Along similar lines, Waters talked about the Consumer Financial Protection Bureau and its former director Mick Mulvaney (now chief of staff to President Trump). Waters said the CFPB is one of the crown jewels of the Dodd-Frank Act, and should hold fast to its primary mission of consumer protection.
That’s not at all how Mulvaney saw the CFPB when he ran the agency in 2018. He closed CFPB investigative offices, pared back the budget, and shifted policy priorities to repealing regulations rather than wielding them to protect consumers.
So Waters is going to call Mulvaney to the witness chair in 2019. She will want to make him squirm, and she’ll need evidence to do it. Therefore, if your company is subject to CFPB jurisdiction, you may get subpoenas and document requests, because your internal records are the evidence Waters wants to make Mulvaney squirm.
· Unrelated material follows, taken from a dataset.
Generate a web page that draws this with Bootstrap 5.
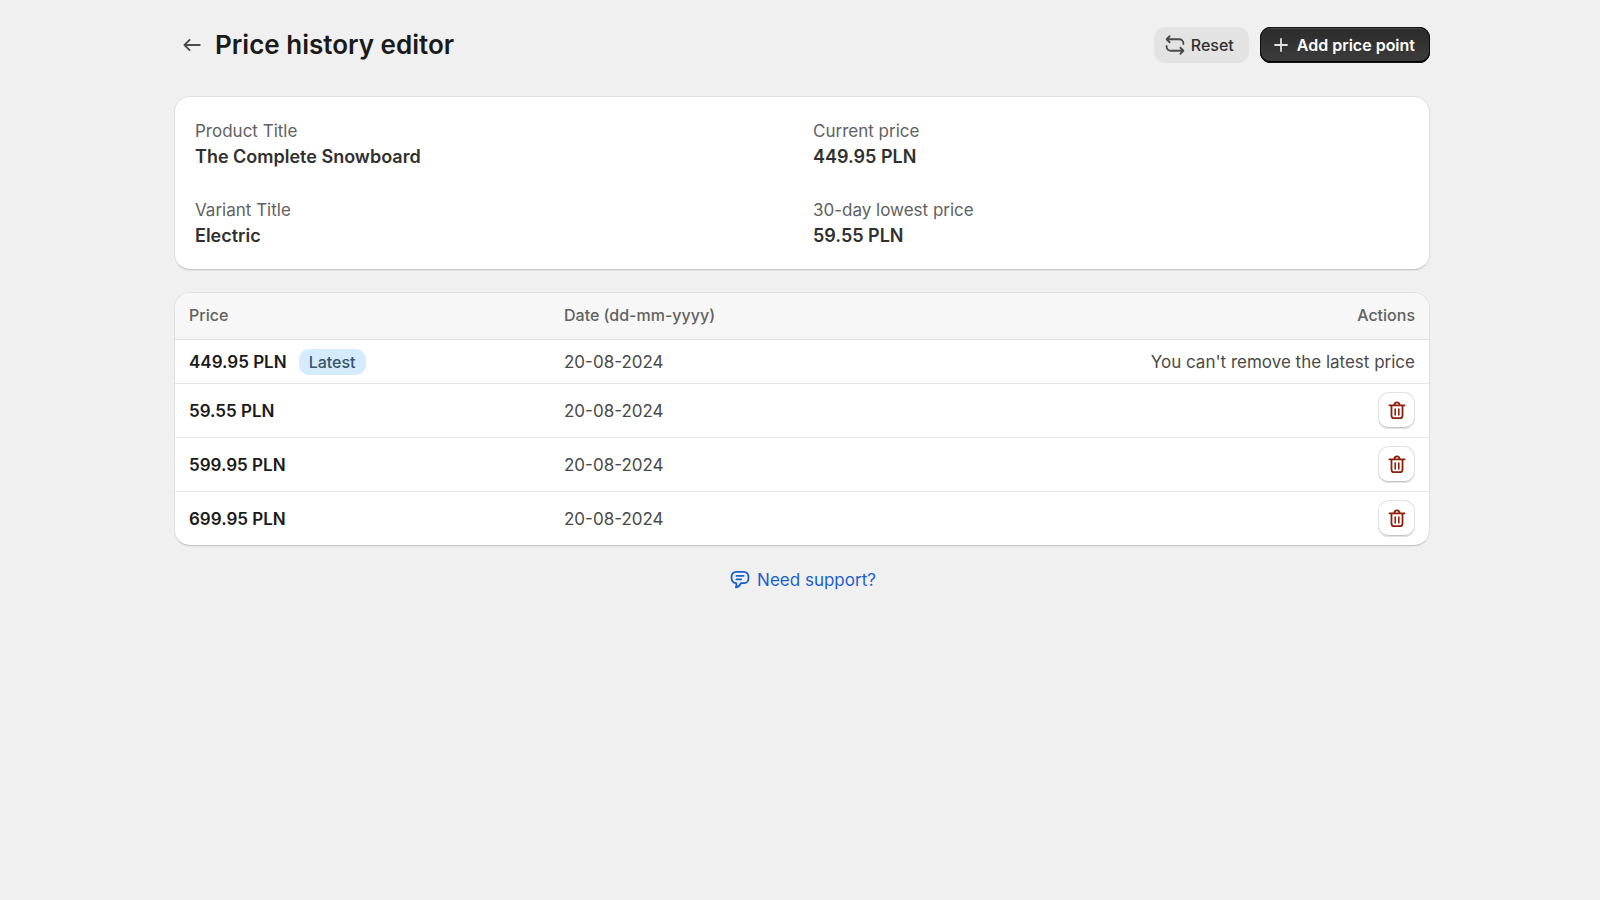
<!DOCTYPE html>
<html lang="en">
<head>
<meta charset="utf-8">
<meta name="viewport" content="width=device-width, initial-scale=1">
<title>Price history editor</title>
<link href="https://cdn.jsdelivr.net/npm/bootstrap@5.3.0/dist/css/bootstrap.min.css" rel="stylesheet">
<style>
  body { background: #f0f0f0; color: #303030; font-family: Inter, "Liberation Sans", sans-serif; font-size: 17px; line-height: 26px; }
  .page { max-width: 1256px; }
  .page-head { padding: 27px 0 33px; }
  .page-title { font-size: 26px; line-height: 32px; font-weight: 600; color: #1a1a1a; }
  .ico { width: 24px; height: 24px; fill: none; stroke: currentColor; stroke-width: 1.5; stroke-linecap: round; stroke-linejoin: round; flex: none; }
  .back { color: #4a4a4a; padding: 6px; margin-right: 5px; }
  .tools { gap: 11px; }
  .tool { --bs-btn-border-width: 0; height: 36px; padding: 0 15px 0 9px; gap: 4px; font-size: 16px; font-weight: 500; line-height: 20px; border-radius: 11px; }
  .tool-plain { --bs-btn-color: #303030; --bs-btn-bg: #e3e3e3; --bs-btn-hover-bg: #d9d9d9; --bs-btn-hover-color: #303030; }
  .tool-plain .ico { color: #4a4a4a; }
  .tool-main { --bs-btn-color: #fff; --bs-btn-hover-color: #fff; font-weight: 600; background: linear-gradient(#2b2b2b, #3d3d3d); box-shadow: inset 0 0 0 1px #111, inset 0 -2px 0 #000, inset 0 2px 0 #4a4a4a; }
  .tool-main .ico { color: #e3e3e3; }
  .panel { --bs-card-border-color: #e0e0e0; --bs-card-border-radius: 16px; border-bottom-color: #c9c9c9; overflow: hidden; box-shadow: 0 1px 0 rgba(0,0,0,.05); }
  .panel + .panel { margin-top: 22px; }
  .facts { grid-template-columns: 1fr 1fr; padding: 21px 20px 20px; gap: 27px 22px; }
  .facts dt { font-weight: 400; color: #616161; }
  .facts dd { font-size: 18px; font-weight: 600; margin: 0; }
  .prices { --bs-table-bg: transparent; --bs-table-color: #4a4a4a; margin: 0; }
  .prices > :not(caption) > * > * { padding: 8px 14px; border-bottom: 1px solid #e6e6e6; }
  .prices > thead > tr > th { padding: 9px 14px 11px; background: #f7f7f7; color: #616161; font-size: 16px; font-weight: 550; border-color: #dedede; }
  .prices tbody th { color: #1a1a1a; font-weight: 600; }
  .prices > tbody > .first-row > * { padding-top: 9px; }
  .prices > tbody > tr:last-child > * { border-bottom: 0; }
  .col-price { width: 375px; }
  .price-line { gap: 12px; }
  .tag { background: #d5ebff; color: #35566b; font-size: 16px; font-weight: 500; line-height: 26px; padding: 0 10px; border-radius: 10px; }
  .trash { --bs-btn-border-width: 0; width: 37px; height: 37px; color: #8e1f0b; background: #fff; border-radius: 11px; box-shadow: inset 0 0 0 1px #e3e3e3, inset 0 -2px 0 #c4c4c4; }
  .trash:hover { color: #8e1f0b; background: #fafafa; }
  .support-bar { padding-top: 21px; }
  .support { color: #1a5fd0; gap: 5px; }
</style>
</head>
<body>
<svg class="d-none" aria-hidden="true">
  <symbol id="trash" viewBox="0 0 20 20">
    <path d="M3.700 5.300h12.600M5.400 5.500v8.200c0 1.500.7 2.300 2.200 2.300h4.800c1.500 0 2.200-.8 2.200-2.300V5.500M7.800 5a2.200 2.200 0 0 1 4.400 0"/>
    <path d="M8.500 8.300v5M11.500 8.300v5" stroke-width="1.300"/>
  </symbol>
</svg>
<div class="ps-1">
<div class="page mx-auto">
  <header class="page-head d-flex align-items-center justify-content-between">
    <div class="d-flex align-items-center">
      <a href="#" class="back d-flex" aria-label="Back"><svg class="ico" viewBox="0 0 20 20"><path d="M16.500 10h-12.500M8 5.700L3.700 10L8 14.300"/></svg></a>
      <h1 class="page-title m-0">Price history editor</h1>
    </div>
    <div class="tools d-flex">
      <button type="button" class="btn tool tool-plain d-flex align-items-center"><svg class="ico" viewBox="0 0 20 20"><path d="M5.500 2.700L3 5.200L5.500 7.700M3.300 5.200H13.500A3.500 3.500 0 0 1 17 8.700V9.200M14.500 12.300L17 14.800L14.500 17.300M16.700 14.800H6.500A3.500 3.500 0 0 1 3 11.300V10.800"/></svg>Reset</button>
      <button type="button" class="btn tool tool-main d-flex align-items-center"><svg class="ico" viewBox="0 0 20 20"><path d="M10 5v10M5 10h10"/></svg>Add price point</button>
    </div>
  </header>

  <main>
    <section class="card panel">
      <dl class="facts d-grid m-0">
        <div><dt>Product Title</dt><dd>The Complete Snowboard</dd></div>
        <div><dt>Current price</dt><dd>449.95 PLN</dd></div>
        <div><dt>Variant Title</dt><dd>Electric</dd></div>
        <div><dt>30-day lowest price</dt><dd>59.55 PLN</dd></div>
      </dl>
    </section>

    <section class="card panel">
      <table class="table prices align-middle">
        <thead><tr><th scope="col" class="col-price">Price</th><th scope="col">Date (dd-mm-yyyy)</th><th scope="col" class="text-end">Actions</th></tr></thead>
        <tbody>
          <tr class="first-row"><th scope="row"><div class="price-line d-flex align-items-center">449.95 PLN<span class="tag">Latest</span></div></th><td>20-08-2024</td><td class="text-end">You can't remove the latest price</td></tr>
          <tr><th scope="row">59.55 PLN</th><td>20-08-2024</td><td><button type="button" class="btn trash p-0 d-flex align-items-center justify-content-center ms-auto" aria-label="Remove"><svg class="ico"><use href="#trash"/></svg></button></td></tr>
          <tr><th scope="row">599.95 PLN</th><td>20-08-2024</td><td><button type="button" class="btn trash p-0 d-flex align-items-center justify-content-center ms-auto" aria-label="Remove"><svg class="ico"><use href="#trash"/></svg></button></td></tr>
          <tr><th scope="row">699.95 PLN</th><td>20-08-2024</td><td><button type="button" class="btn trash p-0 d-flex align-items-center justify-content-center ms-auto" aria-label="Remove"><svg class="ico"><use href="#trash"/></svg></button></td></tr>
        </tbody>
      </table>
    </section>
  </main>

  <footer class="support-bar d-flex justify-content-center">
    <a href="#" class="support d-flex align-items-center text-decoration-none"><svg class="ico" viewBox="0 0 20 20"><path d="M6.700 3.200h6.600a3.700 3.700 0 0 1 3.700 3.700v2a3.700 3.700 0 0 1-3.700 3.700h-2.500c-.9 2.200-2.300 3.200-4.200 3.600.5-1.200.6-2.200.3-3.600a3.800 3.800 0 0 1-3.900-3.700V6.900A3.700 3.700 0 0 1 6.700 3.200zM7 6.600h6M7 9.400h4"/></svg>Need support?</a>
  </footer>
</div>
</div>
<script src="https://cdn.jsdelivr.net/npm/bootstrap@5.3.0/dist/js/bootstrap.bundle.min.js"></script>
</body>
</html>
That’s coming.
Workforce Diversity Issues
To my surprise, Waters talked quite a bit about workforce diversity. She is creating a subcommittee on diversity and inclusion, the first of its kind for any congressional committee, to explore hiring and promotion practices at financial firms, Silicon Valley, and beyond.
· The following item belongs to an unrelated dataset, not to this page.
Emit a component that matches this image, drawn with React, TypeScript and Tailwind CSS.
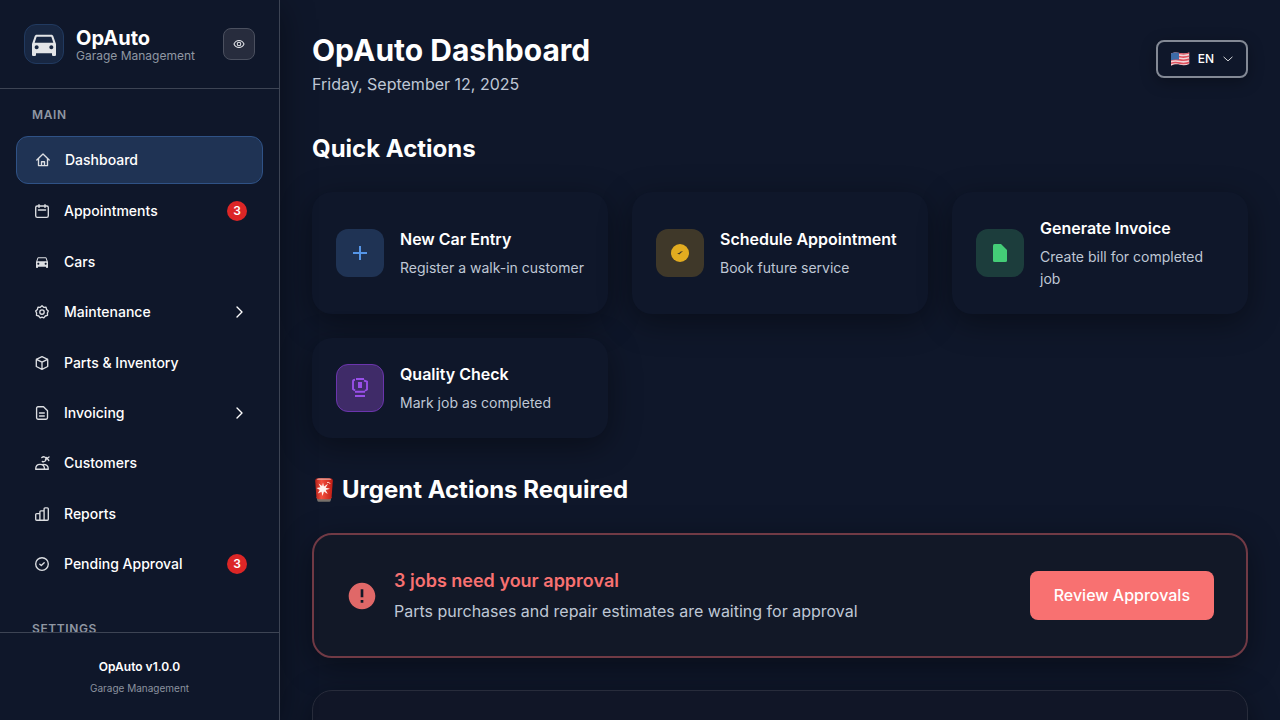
import type { ReactNode } from "react";
import { MdDirectionsCar, MdError } from "react-icons/md";

function LineIcon({ children, size = 16 }: { children: ReactNode; size?: number }) {
  return (
    <svg
      width={size}
      height={size}
      viewBox="0 0 16 16"
      fill="none"
      stroke="currentColor"
      strokeWidth="1.350"
      strokeLinecap="round"
      strokeLinejoin="round"
      aria-hidden="true"
      className="shrink-0"
    >
      {children}
    </svg>
  );
}

const icons = {
  home: (
    <LineIcon>
      <path d="M1.800 8 8 2 14.200 8M3.500 6.800v6.800h9V6.800M6.500 13.400V9.700h3v3.700" />
    </LineIcon>
  ),
  calendar: (
    <LineIcon>
      <rect x="1.700" y="3" width="12.600" height="11.300" rx="1.600" />
      <path d="M5 1.600V4.400M11 1.600V4.400M4.400 7h7.200" />
    </LineIcon>
  ),
  car: <MdDirectionsCar size={16} aria-hidden="true" className="shrink-0" />,
  gear: (
    <LineIcon>
      <path d="M8 1.800 9.700 3.300 12 3.200 12.600 5.500 14.300 7 13.400 9 13.500 11.300 11.300 12 9.800 13.900 8 13.200 6.200 13.900 4.700 12 2.500 11.300 2.600 9 1.700 7 3.400 5.500 4 3.200 6.300 3.300Z" />
      <circle cx="8" cy="8" r="2.200" />
    </LineIcon>
  ),
  box: (
    <LineIcon>
      <path d="M8 1.700 13.700 4.300V11.500L8 14.300 2.300 11.500V4.300ZM2.300 4.300 8 7.200 13.700 4.300M8 7.200V14.300" />
    </LineIcon>
  ),
  invoice: (
    <LineIcon>
      <path d="M4 1.700h5.500l4 4v7.100a1.400 1.400 0 0 1-1.400 1.400H4a1.400 1.400 0 0 1-1.400-1.400V3.100A1.400 1.400 0 0 1 4 1.700ZM5.500 8h4.800M5.500 11h4.800" />
    </LineIcon>
  ),
  customers: (
    <LineIcon>
      <path d="M1.700 14.200c0-3.300 1.800-4.800 4.300-4.800s4.500 1.500 4.500 4.800ZM9 9.400c3 0 5.300 1.500 5.300 4.800h-3.800M7.800 2.600C9.500 1.200 11.500 1.700 12 3.500c.5 2-1.500 3.800-3.700 3M11.500 4.500 15 2M12.500 2.500l2.300 3" />
    </LineIcon>
  ),
  reports: (
    <LineIcon>
      <path d="M1.700 8.600A1 1 0 0 1 2.700 7.600H5.900V14.200H2.700a1 1 0 0 1-1-1ZM5.900 14.200V5.800a1 1 0 0 1 1-1h3.200v9.400ZM10.100 14.200V2.800a1 1 0 0 1 1-1h2.200a1 1 0 0 1 1 1v10.400a1 1 0 0 1-1 1ZM5.900 14.200h4.200" />
    </LineIcon>
  ),
  approval: (
    <LineIcon>
      <circle cx="8" cy="8" r="6.300" />
      <path d="m5.800 8.200 1.500 1.300 2.900-2.800" />
    </LineIcon>
  ),
};

function SirenIcon() {
  return (
    <svg width="24" height="26" viewBox="0 0 24 26" role="img" aria-label="Siren" className="shrink-0">
      <defs>
        <linearGradient id="siren-glass" x1="0" y1="0" x2="1" y2="0">
          <stop offset="0" stopColor="#b3211a" />
          <stop offset="0.350" stopColor="#f4503e" />
          <stop offset="1" stopColor="#c11d14" />
        </linearGradient>
      </defs>
      <path d="M4.500 20h15l-.8 3.600q-.2 1.200-1.500 1.200H6.800q-1.300 0-1.500-1.200Z" fill="#77716b" />
      <path d="M3.200 4Q3.200 1.300 6 1.300h12q2.800 0 2.800 2.700l-1.200 16.200q-.2 2-2.200 2H6.600q-2 0-2.200-2Z" fill="url(#siren-glass)" />
      <path d="M4.800 2.800Q5.300 1.400 7 1.400h10q1.700 0 2.200 1.400Z" fill="#e9a69c" />
      <path d="m11 5.500 1 4 4-2.700-2.300 4 4.300 1-4.300 1.200 2 4-3.700-2.400-1.500 4.400-1-4.300-3.700 1.800 2-3.600L4.500 11l3.900-.7-1.800-3.700 3.500 2.300Z" fill="#fff2ef" />
      <path d="M15 5.500q2.500-1 3.200 1.500" fill="none" stroke="#ffc7bd" strokeWidth="1" />
    </svg>
  );
}

function UsFlag() {
  return (
    <svg width="20" height="16" viewBox="0 0 20 16" aria-hidden="true" className="shrink-0">
      <defs>
        <clipPath id="flag-shape">
          <path d="M1 2.500C4.500 1 7 1.200 10 2s6 .6 9.200-.6V13c-3 1.500-6.200 1.500-9.200.8s-5.500-.7-9 .9Z" />
        </clipPath>
      </defs>
      <g clipPath="url(#flag-shape)">
        <path d="M0 0h20v16H0Z" fill="#f1d5d8" />
        <path
          d="M0 3C4 1.300 7 1.800 10 2.500s6 .6 10-.8M0 6.200c4-1.700 7-1.200 10-.5s6 .6 10-.8M0 9.400c4-1.700 7-1.200 10-.5s6 .6 10-.8M0 12.600c4-1.700 7-1.200 10-.5s6 .6 10-.8M0 15.600c4-1.700 7-1.200 10-.5s6 .6 10-.8"
          fill="none"
          stroke="#e0525f"
          strokeWidth="1.600"
        />
        <path d="M0 1h9v7.700c-3-.6-6-.2-9 1Z" fill="#3d6ba8" />
      </g>
    </svg>
  );
}

type NavItem = { label: string; icon: ReactNode; badge?: number; expandable?: boolean };

const navItems: NavItem[] = [
  { label: "Appointments", icon: icons.calendar, badge: 3 },
  { label: "Cars", icon: icons.car },
  { label: "Maintenance", icon: icons.gear, expandable: true },
  { label: "Parts & Inventory", icon: icons.box },
  { label: "Invoicing", icon: icons.invoice, expandable: true },
  { label: "Customers", icon: icons.customers },
  { label: "Reports", icon: icons.reports },
  { label: "Pending Approval", icon: icons.approval, badge: 3 },
];

function NavRow({ item }: { item: NavItem }) {
  const body = (
    <>
      <span className="flex w-5 justify-center text-[#dcdee2]">{item.icon}</span>
      <span className="flex-1 text-left">{item.label}</span>
      {item.badge !== undefined && (
        <span className="flex size-5 items-center justify-center rounded-full bg-[#dc2626] text-xs font-semibold">
          {item.badge}
        </span>
      )}
      {item.expandable && (
        <LineIcon>
          <path d="m6 3 5 5-5 5" />
        </LineIcon>
      )}
    </>
  );
  const row = "flex w-full items-center gap-3 rounded-xl px-4 py-3 text-sm leading-[22px] font-medium text-white";
  return (
    <li>
      {item.expandable ? (
        <button type="button" aria-expanded="false" className={row}>
          {body}
        </button>
      ) : (
        <a href="#" className={row}>
          {body}
        </a>
      )}
    </li>
  );
}

function Sidebar() {
  return (
    <aside className="relative z-10 flex w-70 shrink-0 flex-col border-r border-[#3d4454] bg-[#0f172a] shadow-[0_8px_32px_rgba(0,0,0,0.4)]">
      <header className="flex items-center gap-3 border-b border-[#3d4454] p-6">
        <div className="flex size-10 items-center justify-center rounded-xl border border-[#213a60] bg-[#182742] text-[#e3e5e8]">
          <MdDirectionsCar size={32} aria-hidden="true" className="shrink-0" />
        </div>
        <div className="flex-1 pt-1">
          <p className="text-xl leading-5 font-bold text-white">OpAuto</p>
          <p className="text-xs leading-4 text-[#9097a3]">Garage Management</p>
        </div>
        <button
          type="button"
          aria-label="Toggle sidebar"
          className="flex size-8 items-center justify-center rounded-lg border border-[#4b505f] bg-[#272c3d] text-gray-200"
        >
          <LineIcon size={12}>
            <path d="M1.300 8C2.700 5 5.100 3.300 8 3.300S13.300 5 14.700 8C13.300 11 10.900 12.700 8 12.700S2.700 11 1.300 8Z" />
            <circle cx="8" cy="8" r="2.400" />
          </LineIcon>
        </button>
      </header>
      <nav aria-label="Main" className="min-h-0 flex-1 overflow-hidden px-4 pt-4">
        <h2 className="mb-[11px] px-4 text-xs leading-5 font-semibold tracking-wider text-[#9097a3]">MAIN</h2>
        <ul className="flex min-h-[451px] flex-col justify-between">
          <li>
            <a
              href="#"
              aria-current="page"
              className="flex items-center gap-3 rounded-xl border border-[#2f5286] bg-[#1f3354] px-4 py-3 text-sm leading-[22px] font-medium text-white"
            >
              <span className="flex w-5 justify-center text-[#dcdee2]">{icons.home}</span>
              Dashboard
            </a>
          </li>
          {navItems.map((item) => (
            <NavRow key={item.label} item={item} />
          ))}
        </ul>
        <h2 className="mt-8 px-4 text-xs leading-5 font-semibold tracking-wider text-[#9097a3]">SETTINGS</h2>
      </nav>
      <footer className="border-t border-[#3d4454] p-6 text-center">
        <p className="text-xs leading-5 font-semibold text-white">OpAuto v1.0.0</p>
        <p className="mt-[3px] text-[10px] leading-4 text-[#8b929f]">Garage Management</p>
      </footer>
    </aside>
  );
}

const actions = [
  {
    title: "New Car Entry",
    text: "Register a walk-in customer",
    tile: "bg-[#1f3354] text-[#5596e8]",
    icon: <path d="M12 5v14M5 12h14" stroke="currentColor" strokeWidth="2" />,
  },
  {
    title: "Schedule Appointment",
    text: "Book future service",
    tile: "bg-[#3f3829] text-[#e2ac20]",
    icon: (
      <>
        <circle cx="12" cy="12" r="9" fill="currentColor" />
        <path d="m9.100 11.900 2.100 1.700 3.900-3.600-2.900.8-1 1.200Z" fill="#3f3829" />
      </>
    ),
  },
  {
    title: "Generate Invoice",
    text: "Create bill for completed job",
    tile: "bg-[#1c3d3c] text-[#44cd77]",
    icon: <path d="M6.500 3H13l6 6v10.500a1.500 1.500 0 0 1-1.500 1.500h-11A1.500 1.500 0 0 1 5 19.500v-15A1.500 1.500 0 0 1 6.500 3Z" fill="currentColor" />,
  },
  {
    title: "Quality Check",
    text: "Mark job as completed",
    tile: "border border-[#6b35ad] bg-[#3f2b68] text-[#984fe8]",
    icon: (
      <>
        <path
          d="M8 3h8M7 3.800Q5 3.800 5 5.500V13l2 1.500M16 4.500l3 1.200V13.500l-2 1.200M7 15.700h10M7 20h10"
          fill="none"
          stroke="currentColor"
          strokeWidth="1.900"
        />
        <path d="M10 6h4v6h-4Z" fill="currentColor" />
      </>
    ),
  },
];

function QuickActions() {
  return (
    <section aria-labelledby="quick-title" className="mt-8">
      <h2 id="quick-title" className="text-2xl leading-[42px] font-bold">Quick Actions</h2>
      <div className="mt-[22px] grid grid-cols-3 gap-6">
        {actions.map((action) => (
          <button
            key={action.title}
            type="button"
            className="flex items-center gap-4 rounded-[20px] bg-[#0f172a] p-6 text-left shadow-[0_8px_32px_rgba(0,0,0,0.4)]"
          >
            <span className={`flex size-12 shrink-0 items-center justify-center rounded-xl ${action.tile}`}>
              <svg width="24" height="24" viewBox="0 0 24 24" aria-hidden="true">
                {action.icon}
              </svg>
            </span>
            <span>
              <span className="block text-base leading-6 font-semibold">{action.title}</span>
              <span className="mt-1.5 block text-sm leading-[22px] text-[#bfc7d5]">{action.text}</span>
            </span>
          </button>
        ))}
      </div>
    </section>
  );
}

function UrgentActions() {
  return (
    <section aria-labelledby="urgent-title" className="mt-8">
      <h2 id="urgent-title" className="flex items-center gap-1.5 text-2xl leading-[39px] font-bold">
        <SirenIcon />
        Urgent Actions Required
      </h2>
      <div className="mt-6 flex items-center gap-4 rounded-[20px] border-2 border-[#713a45] bg-[#121827] p-8 shadow-[0_8px_32px_rgba(0,0,0,0.4)]">
        <MdError size={32} aria-hidden="true" className="shrink-0 text-[#e06868]" />
        <div className="flex-1">
          <h3 className="text-lg leading-7 font-semibold text-[#f87171]">3 jobs need your approval</h3>
          <p className="mt-[3px] text-base leading-[26px] text-[#bfc7d5]">
            Parts purchases and repair estimates are waiting for approval
          </p>
        </div>
        <button type="button" className="rounded-lg bg-[#f87171] px-6 py-3 text-base leading-[25px] font-medium">
          Review Approvals
        </button>
      </div>
      <div className="mt-8 min-h-48 rounded-[20px] border border-[#282c3b] bg-[#111627] shadow-[0_8px_32px_rgba(0,0,0,0.4)]" />
    </section>
  );
}

export default function App() {
  return (
    <div className="flex h-screen overflow-hidden bg-[#0f172a] font-['Inter',sans-serif] text-white">
      <Sidebar />
      <main className="min-w-0 flex-1 overflow-hidden p-8">
        <header className="flex items-start justify-between">
          <div>
            <h1 className="text-3xl leading-9 font-bold">OpAuto Dashboard</h1>
            <p className="mt-1 text-base leading-6 text-[#bfc7d5]">Friday, September 12, 2025</p>
          </div>
          <button
            type="button"
            aria-haspopup="listbox"
            className="mt-2 flex items-center gap-2 rounded-lg border-2 border-[#838995] bg-[#0f172a] px-3 py-2 text-xs leading-[18px] font-medium shadow-[0_4px_16px_rgba(0,0,0,0.3)]"
          >
            <UsFlag />
            EN
            <LineIcon size={12}>
              <path d="m2.500 5.500 5.500 5 5.500-5" strokeWidth="1.100" />
            </LineIcon>
          </button>
        </header>
        <QuickActions />
        <UrgentActions />
      </main>
    </div>
  );
}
That subcommittee, Waters said, will do “some very basic work about compiling the data on what is really going on, not only in the financial services community, but in our country with major corporations.” She wants lots of information about female and minority representation, “particularly at the management level.”
Waters’ logic is somewhat convoluted, but it holds: if women and minorities are excluded from the upper ranks of corporate life, then corporate decisions about lending, banking, investing, and other consumer services might veer away from the needs of the women and minorities who comprise an increasingly large share of middle-class America.
That logic is true, regardless of whether the cause of that exclusion is deliberate discrimination or tone-deaf compensation and promotion policies. So large companies already calculating pay gaps, promotion gaps, and workforce diversity ratios should prepare for the possibility that Waters’ new subcommittee will call them to the witness table.
The last time regulators talked a lot about workforce diversity was in 2017, when the Trump Administration shelved a pending Obama-era rule that would have expanded the disclosures companies make on Form EEO-1 about their hiring practices. Since then, activist groups have needled large corporations about the issue anyway. Silicon Valley giants such as Google, for example, have been publishing the same sort of diversity statistics voluntarily for several years, to fend off public criticism.
Can Waters push through legislation requiring more diversity disclosure? Not a chance. But she can hold hearings, and clearly that’s the plan.
Other Issues
Waters hopscotched through several other issues that compliance officers might care about, too. Among them…
Sanctions, and especially sanctions against Russia. “The Administration’s approach to Russia sanctions has been haphazard and weak, as well as inconsistent” compared to sanctions against other nations, Waters said. She mentioned Oleg Deripaska by name, tying him to Paul Manafort and special counsel Robert Mueller’s investigation all in the same breath. .
Fintech. Waters didn’t discourage finech, but did say she wants regulatory agencies to pay proper attention to rapid fintech growth: “responsible innovation, with the appropriate safeguards in place” to ensure no consumer groups are excluded from the benefits that fintech might bring. The lead agency for fintech right now is the Office of Comptroller of the Currency, which is ready to grant federal charters to fintechs that ask for one. I’ll be curious to see how the next OCC appearance before Waters’ committee unfolds.
Credit reporting. Waters was unsparing with her criticism here: the industry“needs a comprehensive overhaul.” That’s one area where you can imagine bipartisan legislative effort to rein in credit bureaus, since the Equifax data breach of 2017 left the bureaus with zero friends in Congress.
Capital formation rules. Ha, fooled you — this was one subject Waters did not address in her speech. Nothing about more IPOs, nothing about Sarbanes-Oxley compliance and Section 404(b) audits of internal controls. SOX was a pillar of complaint from Hensarling, her Republican predecessor. He tried to force a rollback of SOX compliance burdens for years, and never succeeded.
Which means that if anyone in Washington picks up the cause of rolling back SOX compliance and governance rules, the Securities and Exchange Commission will be the one to do it — whenever the SEC is open for business again. Lord knows when that might happen.